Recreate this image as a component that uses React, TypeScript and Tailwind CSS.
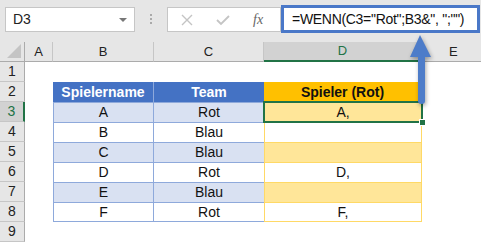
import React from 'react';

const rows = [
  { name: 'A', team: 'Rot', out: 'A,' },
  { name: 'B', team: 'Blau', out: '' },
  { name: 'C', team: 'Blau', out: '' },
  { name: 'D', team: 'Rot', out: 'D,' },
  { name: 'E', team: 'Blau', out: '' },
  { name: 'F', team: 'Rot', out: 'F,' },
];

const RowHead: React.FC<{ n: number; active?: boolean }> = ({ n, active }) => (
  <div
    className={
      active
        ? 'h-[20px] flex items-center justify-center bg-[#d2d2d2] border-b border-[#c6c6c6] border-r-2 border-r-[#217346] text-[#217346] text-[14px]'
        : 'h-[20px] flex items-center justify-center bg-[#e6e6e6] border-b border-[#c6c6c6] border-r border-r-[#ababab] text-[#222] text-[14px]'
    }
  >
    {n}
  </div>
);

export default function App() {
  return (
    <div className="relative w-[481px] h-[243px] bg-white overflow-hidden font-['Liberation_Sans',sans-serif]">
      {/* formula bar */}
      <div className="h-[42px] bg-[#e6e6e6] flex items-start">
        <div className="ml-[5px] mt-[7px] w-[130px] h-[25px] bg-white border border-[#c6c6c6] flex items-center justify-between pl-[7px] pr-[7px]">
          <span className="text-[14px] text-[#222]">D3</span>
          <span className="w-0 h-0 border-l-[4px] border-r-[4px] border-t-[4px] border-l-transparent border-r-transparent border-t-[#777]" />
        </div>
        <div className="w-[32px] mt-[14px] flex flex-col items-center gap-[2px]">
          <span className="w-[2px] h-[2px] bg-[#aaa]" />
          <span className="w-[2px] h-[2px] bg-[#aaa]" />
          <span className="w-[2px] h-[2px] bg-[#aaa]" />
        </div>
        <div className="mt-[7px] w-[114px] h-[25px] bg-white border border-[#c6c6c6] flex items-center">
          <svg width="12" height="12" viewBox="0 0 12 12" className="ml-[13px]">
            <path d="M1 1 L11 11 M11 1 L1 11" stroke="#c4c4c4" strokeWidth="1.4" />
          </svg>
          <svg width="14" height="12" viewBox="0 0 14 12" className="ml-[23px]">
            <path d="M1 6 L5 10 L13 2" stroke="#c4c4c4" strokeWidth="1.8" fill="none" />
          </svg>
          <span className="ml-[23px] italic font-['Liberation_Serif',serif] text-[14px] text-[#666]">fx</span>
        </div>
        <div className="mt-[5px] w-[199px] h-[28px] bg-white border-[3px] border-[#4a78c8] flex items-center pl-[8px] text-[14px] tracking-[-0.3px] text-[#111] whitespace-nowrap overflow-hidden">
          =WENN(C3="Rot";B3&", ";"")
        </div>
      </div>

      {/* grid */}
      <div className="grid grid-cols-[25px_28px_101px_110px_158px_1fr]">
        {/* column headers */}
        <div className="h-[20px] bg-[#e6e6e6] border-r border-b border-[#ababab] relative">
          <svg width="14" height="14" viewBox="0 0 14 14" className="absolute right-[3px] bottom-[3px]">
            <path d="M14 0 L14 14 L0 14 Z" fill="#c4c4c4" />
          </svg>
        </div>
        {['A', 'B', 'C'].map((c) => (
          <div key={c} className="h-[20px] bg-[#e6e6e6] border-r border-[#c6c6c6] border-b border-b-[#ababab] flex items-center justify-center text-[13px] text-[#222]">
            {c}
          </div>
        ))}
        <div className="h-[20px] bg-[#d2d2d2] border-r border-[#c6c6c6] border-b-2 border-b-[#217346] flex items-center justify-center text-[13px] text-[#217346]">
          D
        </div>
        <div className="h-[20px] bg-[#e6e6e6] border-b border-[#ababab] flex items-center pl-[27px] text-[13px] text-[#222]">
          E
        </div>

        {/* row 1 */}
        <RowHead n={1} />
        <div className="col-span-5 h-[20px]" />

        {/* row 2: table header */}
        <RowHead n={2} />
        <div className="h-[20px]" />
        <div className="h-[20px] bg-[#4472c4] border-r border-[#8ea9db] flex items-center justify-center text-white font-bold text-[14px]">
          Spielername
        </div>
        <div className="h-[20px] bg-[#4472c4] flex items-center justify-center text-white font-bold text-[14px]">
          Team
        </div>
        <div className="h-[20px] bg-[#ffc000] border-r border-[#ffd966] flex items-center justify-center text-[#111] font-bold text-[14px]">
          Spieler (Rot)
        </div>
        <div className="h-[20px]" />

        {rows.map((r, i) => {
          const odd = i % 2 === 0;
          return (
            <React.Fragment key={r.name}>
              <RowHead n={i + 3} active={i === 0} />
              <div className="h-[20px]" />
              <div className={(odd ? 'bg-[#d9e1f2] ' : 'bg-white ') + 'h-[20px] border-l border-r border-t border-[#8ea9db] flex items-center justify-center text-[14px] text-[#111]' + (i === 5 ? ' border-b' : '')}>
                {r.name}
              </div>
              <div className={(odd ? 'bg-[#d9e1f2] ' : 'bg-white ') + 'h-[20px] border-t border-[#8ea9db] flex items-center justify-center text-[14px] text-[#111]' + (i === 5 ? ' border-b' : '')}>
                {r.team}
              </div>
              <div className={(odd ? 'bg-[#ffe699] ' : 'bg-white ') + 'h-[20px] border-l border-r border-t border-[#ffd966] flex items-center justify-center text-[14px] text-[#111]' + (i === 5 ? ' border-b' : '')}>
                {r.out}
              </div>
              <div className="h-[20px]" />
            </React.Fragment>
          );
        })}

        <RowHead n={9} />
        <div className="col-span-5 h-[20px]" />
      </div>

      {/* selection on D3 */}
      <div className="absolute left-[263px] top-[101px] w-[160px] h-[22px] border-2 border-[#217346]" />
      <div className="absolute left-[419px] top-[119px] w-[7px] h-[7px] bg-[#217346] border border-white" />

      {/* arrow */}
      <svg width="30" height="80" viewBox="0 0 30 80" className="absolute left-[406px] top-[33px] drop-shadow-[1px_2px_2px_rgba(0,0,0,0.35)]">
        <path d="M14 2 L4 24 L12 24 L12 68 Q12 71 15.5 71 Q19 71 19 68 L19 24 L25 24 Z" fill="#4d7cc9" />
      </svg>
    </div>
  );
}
══════════════════════════════
» **Written task**
Print the full listing exactly, dropping the pictures.

» **Answer**
Recreate this image as a component that uses React, TypeScript and Tailwind CSS.
import React from 'react';

const rows = [
  { name: 'A', team: 'Rot', out: 'A,' },
  { name: 'B', team: 'Blau', out: '' },
  { name: 'C', team: 'Blau', out: '' },
  { name: 'D', team: 'Rot', out: 'D,' },
  { name: 'E', team: 'Blau', out: '' },
  { name: 'F', team: 'Rot', out: 'F,' },
];

const RowHead: React.FC<{ n: number; active?: boolean }> = ({ n, active }) => (
  <div
    className={
      active
        ? 'h-[20px] flex items-center justify-center bg-[#d2d2d2] border-b border-[#c6c6c6] border-r-2 border-r-[#217346] text-[#217346] text-[14px]'
        : 'h-[20px] flex items-center justify-center bg-[#e6e6e6] border-b border-[#c6c6c6] border-r border-r-[#ababab] text-[#222] text-[14px]'
    }
  >
    {n}
  </div>
);

export default function App() {
  return (
    <div className="relative w-[481px] h-[243px] bg-white overflow-hidden font-['Liberation_Sans',sans-serif]">
      {/* formula bar */}
      <div className="h-[42px] bg-[#e6e6e6] flex items-start">
        <div className="ml-[5px] mt-[7px] w-[130px] h-[25px] bg-white border border-[#c6c6c6] flex items-center justify-between pl-[7px] pr-[7px]">
          <span className="text-[14px] text-[#222]">D3</span>
          <span className="w-0 h-0 border-l-[4px] border-r-[4px] border-t-[4px] border-l-transparent border-r-transparent border-t-[#777]" />
        </div>
        <div className="w-[32px] mt-[14px] flex flex-col items-center gap-[2px]">
          <span className="w-[2px] h-[2px] bg-[#aaa]" />
          <span className="w-[2px] h-[2px] bg-[#aaa]" />
          <span className="w-[2px] h-[2px] bg-[#aaa]" />
        </div>
        <div className="mt-[7px] w-[114px] h-[25px] bg-white border border-[#c6c6c6] flex items-center">
          <svg width="12" height="12" viewBox="0 0 12 12" className="ml-[13px]">
            <path d="M1 1 L11 11 M11 1 L1 11" stroke="#c4c4c4" strokeWidth="1.4" />
          </svg>
          <svg width="14" height="12" viewBox="0 0 14 12" className="ml-[23px]">
            <path d="M1 6 L5 10 L13 2" stroke="#c4c4c4" strokeWidth="1.8" fill="none" />
          </svg>
          <span className="ml-[23px] italic font-['Liberation_Serif',serif] text-[14px] text-[#666]">fx</span>
        </div>
        <div className="mt-[5px] w-[199px] h-[28px] bg-white border-[3px] border-[#4a78c8] flex items-center pl-[8px] text-[14px] tracking-[-0.3px] text-[#111] whitespace-nowrap overflow-hidden">
          =WENN(C3="Rot";B3&", ";"")
        </div>
      </div>

      {/* grid */}
      <div className="grid grid-cols-[25px_28px_101px_110px_158px_1fr]">
        {/* column headers */}
        <div className="h-[20px] bg-[#e6e6e6] border-r border-b border-[#ababab] relative">
          <svg width="14" height="14" viewBox="0 0 14 14" className="absolute right-[3px] bottom-[3px]">
            <path d="M14 0 L14 14 L0 14 Z" fill="#c4c4c4" />
          </svg>
        </div>
        {['A', 'B', 'C'].map((c) => (
          <div key={c} className="h-[20px] bg-[#e6e6e6] border-r border-[#c6c6c6] border-b border-b-[#ababab] flex items-center justify-center text-[13px] text-[#222]">
            {c}
          </div>
        ))}
        <div className="h-[20px] bg-[#d2d2d2] border-r border-[#c6c6c6] border-b-2 border-b-[#217346] flex items-center justify-center text-[13px] text-[#217346]">
          D
        </div>
        <div className="h-[20px] bg-[#e6e6e6] border-b border-[#ababab] flex items-center pl-[27px] text-[13px] text-[#222]">
          E
        </div>

        {/* row 1 */}
        <RowHead n={1} />
        <div className="col-span-5 h-[20px]" />

        {/* row 2: table header */}
        <RowHead n={2} />
        <div className="h-[20px]" />
        <div className="h-[20px] bg-[#4472c4] border-r border-[#8ea9db] flex items-center justify-center text-white font-bold text-[14px]">
          Spielername
        </div>
        <div className="h-[20px] bg-[#4472c4] flex items-center justify-center text-white font-bold text-[14px]">
          Team
        </div>
        <div className="h-[20px] bg-[#ffc000] border-r border-[#ffd966] flex items-center justify-center text-[#111] font-bold text-[14px]">
          Spieler (Rot)
        </div>
        <div className="h-[20px]" />

        {rows.map((r, i) => {
          const odd = i % 2 === 0;
          return (
            <React.Fragment key={r.name}>
              <RowHead n={i + 3} active={i === 0} />
              <div className="h-[20px]" />
              <div className={(odd ? 'bg-[#d9e1f2] ' : 'bg-white ') + 'h-[20px] border-l border-r border-t border-[#8ea9db] flex items-center justify-center text-[14px] text-[#111]' + (i === 5 ? ' border-b' : '')}>
                {r.name}
              </div>
              <div className={(odd ? 'bg-[#d9e1f2] ' : 'bg-white ') + 'h-[20px] border-t border-[#8ea9db] flex items-center justify-center text-[14px] text-[#111]' + (i === 5 ? ' border-b' : '')}>
                {r.team}
              </div>
              <div className={(odd ? 'bg-[#ffe699] ' : 'bg-white ') + 'h-[20px] border-l border-r border-t border-[#ffd966] flex items-center justify-center text-[14px] text-[#111]' + (i === 5 ? ' border-b' : '')}>
                {r.out}
              </div>
              <div className="h-[20px]" />
            </React.Fragment>
          );
        })}

        <RowHead n={9} />
        <div className="col-span-5 h-[20px]" />
      </div>

      {/* selection on D3 */}
      <div className="absolute left-[263px] top-[101px] w-[160px] h-[22px] border-2 border-[#217346]" />
      <div className="absolute left-[419px] top-[119px] w-[7px] h-[7px] bg-[#217346] border border-white" />

      {/* arrow */}
      <svg width="30" height="80" viewBox="0 0 30 80" className="absolute left-[406px] top-[33px] drop-shadow-[1px_2px_2px_rgba(0,0,0,0.35)]">
        <path d="M14 2 L4 24 L12 24 L12 68 Q12 71 15.5 71 Q19 71 19 68 L19 24 L25 24 Z" fill="#4d7cc9" />
      </svg>
    </div>
  );
}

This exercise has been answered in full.